As shown on the DVD, the "hoax" was on even before photography started as several media outlets announced the upcoming production as an actual film. Adding to the verisimilitude is the fact that everyone who appears on screen is a real person and most are in fact who they say they are. For example, DP Gabriel Beristain and soundman Russell Williams II are well-known, distinguished professionals who did work on the productions they respectively name on screen.

== Critical reaction ==
Incident at Loch Ness holds a score of 64% on review aggregator Rotten Tomatoes, based on 45 critic reviews with an average rating of 6.2/10. The website's critics consensus reads, "Incident at Loch Ness will undoubtedly be of greatest interest to Herzog fans, but for those in on the inside jokes, it delivers on its weirdly unique premise." It also holds a weighted average score of 62/100 on Metacritic based on 20 critics, indicating "generally favorable reviews".

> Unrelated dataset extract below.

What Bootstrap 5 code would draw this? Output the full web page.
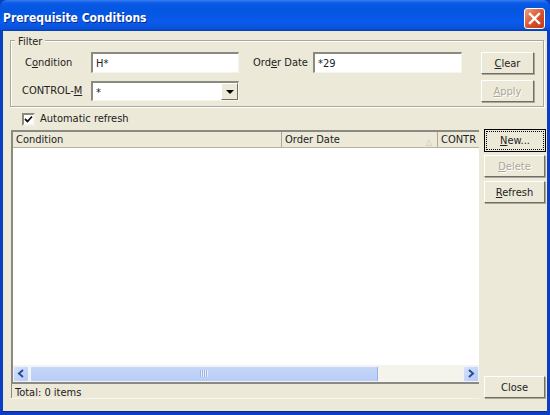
<!DOCTYPE html>
<html lang="en">
<head>
    <meta charset="UTF-8">
    <title>Prerequisite Conditions</title>
    <link href="https://cdn.jsdelivr.net/npm/bootstrap@5.3.0/dist/css/bootstrap.min.css" rel="stylesheet">
    <style>
        html, body { margin: 0; height: 415px; overflow: hidden; background: #0a3fc4; }
        body, .dlg-window { font-family: "DejaVu Sans Condensed", "Liberation Sans", Arial, sans-serif; font-size: 11px; color: #222; }
        .dlg-window {
            width: 550px; height: 415px;
            background: #0a3fc4;
            border-radius: 7px 7px 0 0;
            padding: 0 3px;
            overflow: hidden;
        }
        .dlg-title {
            height: 31px; margin: 0 -3px; padding: 8px 5px 0 3px;
            background: linear-gradient(#3a7cf0 0, #0a5ce8 3px, #0455e0 10px, #0a5bec 22px, #0a50d8 29px, #003cb0 31px);
        }
        .dlg-title-text { font-size: 12px; line-height: 20px; font-weight: 700; color: #fff; text-shadow: 1px 1px 0 #0a2a8c; }
        .dlg-x {
            width: 21px; height: 21px; border: 1px solid #fff; border-radius: 3px;
            background: linear-gradient(135deg, #f0a080, #d8502a 55%, #c23a18);
        }
        .dlg-body { background: #ece9d8; height: 380px; padding: 9px 3px 0 7px; box-shadow: 0 1px 0 #0c2a80; }
        .filter-box {
            position: relative; height: 67px;
            border: 1px solid #aca899; box-shadow: inset 1px 1px 0 #fff, 1px 1px 0 #fff;
            padding: 11px 9px 0 0;
        }
        .filter-legend { position: absolute; left: 4px; top: -6px; background: #ece9d8; padding: 0 3px; line-height: 13px; }
        .f-label { width: 80px; padding: 1px 0 0 14px; white-space: nowrap; }
        .f-label.ctrl { padding: 0 0 0 11px; margin-top: 8px; }
        .f-label2 { padding: 1px 6px 0 14px; white-space: nowrap; width: 74px; }
        .f-input {
            width: 148px; height: 21px; background: #fff; padding: 2px 0 0 3px; line-height: 15px;
            border-top: 2px solid #8b8a80; border-left: 2px solid #8b8a80; border-right: 1px solid #f7f5ea; border-bottom: 1px solid #f7f5ea;
        }
        .f-input.wide { width: 149px; }
        .f-input.drop { height: 20px; margin-top: 8px; }
        .f-arrow {
            position: absolute; right: 0; top: 0; width: 17px; height: 17px; background: #ece9d8;
            border: 1px solid; border-color: #fff #716f64 #716f64 #fff;
        }
        .f-arrow::after {
            content: ""; position: absolute; left: 4px; top: 6px;
            border-left: 4px solid transparent; border-right: 4px solid transparent; border-top: 4px solid #000;
        }
        .w-btn {
            background: #ece9d8; color: #222; text-align: center; line-height: 21px;
            border: 1px solid; border-color: #fff #716f64 #716f64 #fff;
            box-shadow: 1px 1px 0 #aca899;
        }
        .w-btn.off { color: #aca899; text-shadow: 1px 1px 0 #fff; }
        .w-btn.def { border-color: #000; box-shadow: none; height: 23px; width: 62px; margin-bottom: 3px; padding: 1px; }
        .top-col { gap: 6px; }
        .top-btn { width: 53px; height: 22px; }
        .side-btn { width: 61px; height: 22px; }
        .focus-dots { display: block; height: 19px; line-height: 17px; border: 1px dotted #000; }
        .auto-row { height: 23px; padding: 2px 0 0 12px; }
        .w-check {
            width: 13px; height: 13px; background: #fff; margin-right: 5px;
            border: 2px solid; border-color: #8b8a80 #f4f2e8 #f4f2e8 #8b8a80;
        }
        .w-check svg { display: block; }
        .main-row { height: 268px; }
        .list-col { width: 468px; margin-left: 1px; }
        .list-pane {
            height: 235px; background: #fff;
            border-top: 2px solid #8b8a80; border-left: 2px solid #8b8a80;
        }
        .list-head { height: 16px; background: #ece9d8; line-height: 16px; border-bottom: 1px solid #b5b2a0; }
        .list-head > div { padding-left: 3px; border-right: 1px solid #aca899; position: relative; overflow: hidden; white-space: nowrap; }
        .hc-cond { width: 269px; }
        .hc-date { width: 156px; }
        .hc-ctrl { width: 41px; border-right: 0 !important; }
        .sort-mark { position: absolute; right: 5px; top: 2px; color: #c8c5b4; font-size: 9px; }
        .h-scroll { height: 17px; background: #f5f4ec; border-left: 2px solid #8b8a80; }
        .sb-btn { width: 16px; height: 16px; border-radius: 2px; background: linear-gradient(135deg, #d6e2fb, #b4c9f4); border: 1px solid #eef3fd; }
        .sb-thumb {
            width: 348px; height: 16px; margin-left: 1px; border-radius: 2px;
            background: linear-gradient(#c6d6f9, #b8cdf7); border: 1px solid #eef3fd; border-right-color: #9ab2e2;
        }
        .grip { width: 8px; height: 7px; background: repeating-linear-gradient(90deg, #9fb5e6 0 1px, #e6edfc 1px 2px); }
        .status-bar {
            height: 16px; line-height: 17px; padding-left: 3px;
            border-top: 2px solid #8b8a80; border-left: 1px solid #8b8a80; box-shadow: 0 1px 0 #f7f6ee;
        }
        .side-col { width: 62px; margin-left: 5px; margin-top: -1px; }
    </style>
</head>
<body>
    <div class="dlg-window">
        <div class="dlg-title d-flex justify-content-between align-items-start">
            <span class="dlg-title-text">Prerequisite Conditions</span>
            <div class="dlg-x d-flex align-items-center justify-content-center">
                <svg width="13" height="13" viewBox="0 0 13 13"><path d="M2 2 L11 11 M11 2 L2 11" stroke="#fff" stroke-width="2.4" stroke-linecap="square"/></svg>
            </div>
        </div>
        <div class="dlg-body">
            <div class="filter-box d-flex">
                <div class="filter-legend">Filter</div>
                <div class="flex-grow-1">
                    <div class="d-flex align-items-center">
                        <div class="f-label">C<u>o</u>ndition</div>
                        <div class="f-input">H*</div>
                        <div class="f-label2">Ord<u>e</u>r Date</div>
                        <div class="f-input wide">*29</div>
                    </div>
                    <div class="d-flex align-items-center">
                        <div class="f-label ctrl">CONTROL-<u>M</u></div>
                        <div class="f-input drop position-relative">*<div class="f-arrow"></div></div>
                    </div>
                </div>
                <div class="d-flex flex-column top-col">
                    <div class="w-btn top-btn"><u>C</u>lear</div>
                    <div class="w-btn top-btn off"><u>A</u>pply</div>
                </div>
            </div>
            <div class="auto-row d-flex align-items-center">
                <div class="w-check"><svg width="9" height="9" viewBox="0 0 9 9"><path d="M1 4 L3.5 6.5 L8 1.5" fill="none" stroke="#111" stroke-width="1.8"/></svg></div>
                Automatic refresh
            </div>
            <div class="main-row d-flex">
                <div class="list-col">
                    <div class="list-pane">
                        <div class="list-head d-flex">
                            <div class="hc-cond">Condition</div>
                            <div class="hc-date">Order Date<span class="sort-mark">&#9651;</span></div>
                            <div class="hc-ctrl">CONTR</div>
                        </div>
                    </div>
                    <div class="h-scroll d-flex align-items-center">
                        <div class="sb-btn d-flex align-items-center justify-content-center">
                            <svg width="8" height="9" viewBox="0 0 8 9"><path d="M6 1 L2 4.5 L6 8" fill="none" stroke="#2c4a9c" stroke-width="2"/></svg>
                        </div>
                        <div class="sb-thumb d-flex align-items-center justify-content-center"><div class="grip"></div></div>
                        <div class="flex-grow-1"></div>
                        <div class="sb-btn d-flex align-items-center justify-content-center">
                            <svg width="8" height="9" viewBox="0 0 8 9"><path d="M2 1 L6 4.5 L2 8" fill="none" stroke="#2c4a9c" stroke-width="2"/></svg>
                        </div>
                    </div>
                    <div class="status-bar">Total: 0 items</div>
                </div>
                <div class="side-col d-flex flex-column">
                    <div class="w-btn def"><span class="focus-dots"><u>N</u>ew...</span></div>
                    <div class="w-btn side-btn off mb-1"><u>D</u>elete</div>
                    <div class="w-btn side-btn"><u>R</u>efresh</div>
                    <div class="w-btn side-btn mt-auto">Close</div>
                </div>
            </div>
        </div>
    </div>
    <script src="https://cdn.jsdelivr.net/npm/bootstrap@5.3.0/dist/js/bootstrap.bundle.min.js"></script>
</body>
</html>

Critic Roger Ebert enjoyed the film, giving it 3 stars out of 4, saying: "Watching the movie is an entertaining exercise in forensic viewing, and the insidious thing is, even if it is a con, who is the conner and who is the connee?" Kenneth Turan of the Los Angeles Times called it: "an amusing mock documentary that spends considerable energy artfully trying to make you believe it's real as real can be."